Given records:
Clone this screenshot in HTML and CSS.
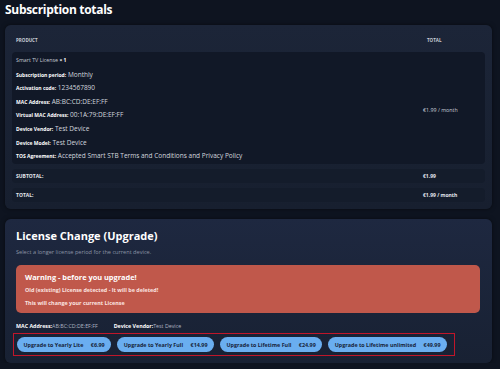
FILE: index.html
```html
<!DOCTYPE html>
<html lang="en">
<head>
    <meta charset="UTF-8">
    <meta name="viewport" content="width=device-width, initial-scale=1.0">
    <title>Subscription totals</title>
    <link rel="stylesheet" href="styles.css">
</head>
<body>
    <h1>Subscription totals</h1>

    <!-- Order summary -->
    <div class="panel totals">
        <div class="row head">
            <span>Product</span>
            <span>Total</span>
        </div>
        <div class="row item">
            <div class="details">
                <p class="product">Smart TV License <b>× 1</b></p>
                <p><b>Subscription period:</b> Monthly</p>
                <p><b>Activation code:</b> 1234567890</p>
                <p><b>MAC Address:</b> AB:BC:CD:DE:EF:FF</p>
                <p><b>Virtual MAC Address:</b> 00:1A:79:DE:EF:FF</p>
                <p><b>Device Vendor:</b> Test Device</p>
                <p><b>Device Model:</b> Test Device</p>
                <p><b>TOS Agreement:</b> Accepted Smart STB Terms and Conditions and Privacy Policy</p>
            </div>
            <span class="price">€1.99 / month</span>
        </div>
        <div class="row sum">
            <span>Subtotal:</span>
            <span>€1.99</span>
        </div>
        <div class="row sum">
            <span>Total:</span>
            <span>€1.99 / month</span>
        </div>
    </div>

    <!-- Upgrade -->
    <div class="panel upgrade">
        <h2>License Change (Upgrade)</h2>
        <p class="lead">Select a longer license period for the current device.</p>

        <div class="warning">
            <h3>Warning - before you upgrade!</h3>
            <p>Old (existing) License detected - It will be deleted!</p>
            <p>This will change your current License</p>
        </div>

        <div class="device">
            <span><b>MAC Address:</b>AB:BC:CD:DE:EF:FF</span>
            <span><b>Device Vendor:</b>Test Device</span>
        </div>

        <div class="options">
            <button class="button">Upgrade to Yearly Lite <span>€6.99</span></button>
            <button class="button">Upgrade to Yearly Full <span>€14.99</span></button>
            <button class="button">Upgrade to Lifetime Full <span>€24.99</span></button>
            <button class="button">Upgrade to Lifetime unlimited <span>€49.99</span></button>
        </div>
    </div>
</body>
</html>
```

FILE: styles.css
```css
/* General styles */
body {
    font-family: "Open Sans", "DejaVu Sans", sans-serif;
    background-color: #0e1420;
    color: #e6e9ef;
    margin: 0;
    padding: 0 8px 0 5px;
}

h1 {
    font-size: 12px;
    font-weight: 700;
    letter-spacing: -0.3px;
    color: #fff;
    margin: 0;
    padding: 1px 0 0 0;
    height: 24px;
}

.panel {
    background: linear-gradient(180deg, #1c2538, #171f2f);
    border-radius: 6px;
    box-shadow: 0 0 4px rgba(0, 0, 0, 0.5);
}

/* Totals table */
.totals {
    padding: 10px 7px 8px 7px;
    height: 166px;
}

.row {
    display: grid;
    grid-template-columns: 1fr 58px;
    align-items: center;
}

.head {
    font-size: 4.5px;
    font-weight: 700;
    text-transform: uppercase;
    color: #c9ced8;
    padding: 0 0 0 4px;
    height: 15px;
    align-items: start;
    margin-top: 2px;
}

.item {
    background-color: #111827;
    border-radius: 4px;
    padding: 2px 4px 4px 4px;
    height: 106px;
}

.details p {
    margin: 0;
    height: 13.6px;
    line-height: 13.6px;
    font-size: 6.5px;
    color: #d3d7df;
    white-space: nowrap;
}

.details b {
    font-size: 5px;
    font-weight: 700;
    color: #fff;
}

.details .product {
    font-size: 5.3px;
    color: #c4c9d3;
}

.price {
    font-size: 5.3px;
    color: #c9ced8;
    padding-top: 4px;
}

.sum {
    background-color: #141c2b;
    border-radius: 4px;
    margin-top: 5px;
    height: 14px;
    padding: 0 4px;
    font-size: 5px;
    font-weight: 700;
    text-transform: uppercase;
    color: #e4e7ee;
}

.sum span:last-child {
    text-transform: none;
}

/* Upgrade section */
.upgrade {
    margin-top: 10px;
    padding: 9px 12px 10px 11px;
    height: 125px;
    background: linear-gradient(180deg, #1e2840, #182133);
}

h2 {
    font-size: 11px;
    font-weight: 700;
    color: #fff;
    margin: 0;
    line-height: 16px;
}

.lead {
    font-size: 5.6px;
    color: #8c95a6;
    margin: 4px 0 9px 0;
}

.warning {
    background-color: #c0584b;
    border-radius: 5px;
    padding: 7px 9px 2px 9px;
    height: 39px;
}

.warning h3 {
    font-size: 7.4px;
    font-weight: 700;
    color: #fff;
    margin: 0 0 4px 0;
}

.warning p {
    font-size: 5.4px;
    font-weight: 700;
    color: #fbe4e0;
    margin: 0 0 5px 0;
}

.device {
    display: flex;
    gap: 16px;
    margin: 9px 0 3px 0;
    font-size: 5.3px;
    color: #aeb5c3;
}

.device b {
    color: #fff;
}

.options {
    display: flex;
    gap: 6px;
    border: 1px solid #c0162a;
    padding: 3px 3px;
    margin-left: -3px;
    width: 434px;
}

.button {
    background-color: #6aaef0;
    color: #17243a;
    border: none;
    border-radius: 8px;
    font-family: inherit;
    font-size: 5.4px;
    font-weight: 700;
    height: 15px;
    padding: 0 6.5px;
    white-space: nowrap;
}

.button span {
    margin-left: 6px;
}
```
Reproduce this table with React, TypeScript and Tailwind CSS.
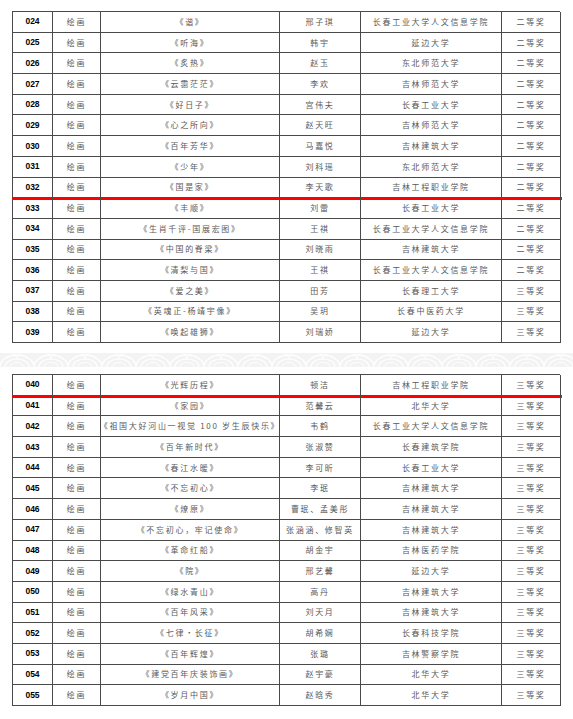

Your task: All the records need to be repeated exactly, with the images dropped.

Task solution:
Clone this screenshot in HTML and CSS.
FILE: index.html
```html
<!DOCTYPE html>
<html lang="en">
<head>
    <meta charset="UTF-8">
    <meta name="viewport" content="width=device-width, initial-scale=1.0">
    <title>Subscription totals</title>
    <link rel="stylesheet" href="styles.css">
</head>
<body>
    <h1>Subscription totals</h1>

    <!-- Order summary -->
    <div class="panel totals">
        <div class="row head">
            <span>Product</span>
            <span>Total</span>
        </div>
        <div class="row item">
            <div class="details">
                <p class="product">Smart TV License <b>× 1</b></p>
                <p><b>Subscription period:</b> Monthly</p>
                <p><b>Activation code:</b> 1234567890</p>
                <p><b>MAC Address:</b> AB:BC:CD:DE:EF:FF</p>
                <p><b>Virtual MAC Address:</b> 00:1A:79:DE:EF:FF</p>
                <p><b>Device Vendor:</b> Test Device</p>
                <p><b>Device Model:</b> Test Device</p>
                <p><b>TOS Agreement:</b> Accepted Smart STB Terms and Conditions and Privacy Policy</p>
            </div>
            <span class="price">€1.99 / month</span>
        </div>
        <div class="row sum">
            <span>Subtotal:</span>
            <span>€1.99</span>
        </div>
        <div class="row sum">
            <span>Total:</span>
            <span>€1.99 / month</span>
        </div>
    </div>

    <!-- Upgrade -->
    <div class="panel upgrade">
        <h2>License Change (Upgrade)</h2>
        <p class="lead">Select a longer license period for the current device.</p>

        <div class="warning">
            <h3>Warning - before you upgrade!</h3>
            <p>Old (existing) License detected - It will be deleted!</p>
            <p>This will change your current License</p>
        </div>

        <div class="device">
            <span><b>MAC Address:</b>AB:BC:CD:DE:EF:FF</span>
            <span><b>Device Vendor:</b>Test Device</span>
        </div>

        <div class="options">
            <button class="button">Upgrade to Yearly Lite <span>€6.99</span></button>
            <button class="button">Upgrade to Yearly Full <span>€14.99</span></button>
            <button class="button">Upgrade to Lifetime Full <span>€24.99</span></button>
            <button class="button">Upgrade to Lifetime unlimited <span>€49.99</span></button>
        </div>
    </div>
</body>
</html>
```

FILE: styles.css
```css
/* General styles */
body {
    font-family: "Open Sans", "DejaVu Sans", sans-serif;
    background-color: #0e1420;
    color: #e6e9ef;
    margin: 0;
    padding: 0 8px 0 5px;
}

h1 {
    font-size: 12px;
    font-weight: 700;
    letter-spacing: -0.3px;
    color: #fff;
    margin: 0;
    padding: 1px 0 0 0;
    height: 24px;
}

.panel {
    background: linear-gradient(180deg, #1c2538, #171f2f);
    border-radius: 6px;
    box-shadow: 0 0 4px rgba(0, 0, 0, 0.5);
}

/* Totals table */
.totals {
    padding: 10px 7px 8px 7px;
    height: 166px;
}

.row {
    display: grid;
    grid-template-columns: 1fr 58px;
    align-items: center;
}

.head {
    font-size: 4.5px;
    font-weight: 700;
    text-transform: uppercase;
    color: #c9ced8;
    padding: 0 0 0 4px;
    height: 15px;
    align-items: start;
    margin-top: 2px;
}

.item {
    background-color: #111827;
    border-radius: 4px;
    padding: 2px 4px 4px 4px;
    height: 106px;
}

.details p {
    margin: 0;
    height: 13.6px;
    line-height: 13.6px;
    font-size: 6.5px;
    color: #d3d7df;
    white-space: nowrap;
}

.details b {
    font-size: 5px;
    font-weight: 700;
    color: #fff;
}

.details .product {
    font-size: 5.3px;
    color: #c4c9d3;
}

.price {
    font-size: 5.3px;
    color: #c9ced8;
    padding-top: 4px;
}

.sum {
    background-color: #141c2b;
    border-radius: 4px;
    margin-top: 5px;
    height: 14px;
    padding: 0 4px;
    font-size: 5px;
    font-weight: 700;
    text-transform: uppercase;
    color: #e4e7ee;
}

.sum span:last-child {
    text-transform: none;
}

/* Upgrade section */
.upgrade {
    margin-top: 10px;
    padding: 9px 12px 10px 11px;
    height: 125px;
    background: linear-gradient(180deg, #1e2840, #182133);
}

h2 {
    font-size: 11px;
    font-weight: 700;
    color: #fff;
    margin: 0;
    line-height: 16px;
}

.lead {
    font-size: 5.6px;
    color: #8c95a6;
    margin: 4px 0 9px 0;
}

.warning {
    background-color: #c0584b;
    border-radius: 5px;
    padding: 7px 9px 2px 9px;
    height: 39px;
}

.warning h3 {
    font-size: 7.4px;
    font-weight: 700;
    color: #fff;
    margin: 0 0 4px 0;
}

.warning p {
    font-size: 5.4px;
    font-weight: 700;
    color: #fbe4e0;
    margin: 0 0 5px 0;
}

.device {
    display: flex;
    gap: 16px;
    margin: 9px 0 3px 0;
    font-size: 5.3px;
    color: #aeb5c3;
}

.device b {
    color: #fff;
}

.options {
    display: flex;
    gap: 6px;
    border: 1px solid #c0162a;
    padding: 3px 3px;
    margin-left: -3px;
    width: 434px;
}

.button {
    background-color: #6aaef0;
    color: #17243a;
    border: none;
    border-radius: 8px;
    font-family: inherit;
    font-size: 5.4px;
    font-weight: 700;
    height: 15px;
    padding: 0 6.5px;
    white-space: nowrap;
}

.button span {
    margin-left: 6px;
}
```
Reproduce this table with React, TypeScript and Tailwind CSS.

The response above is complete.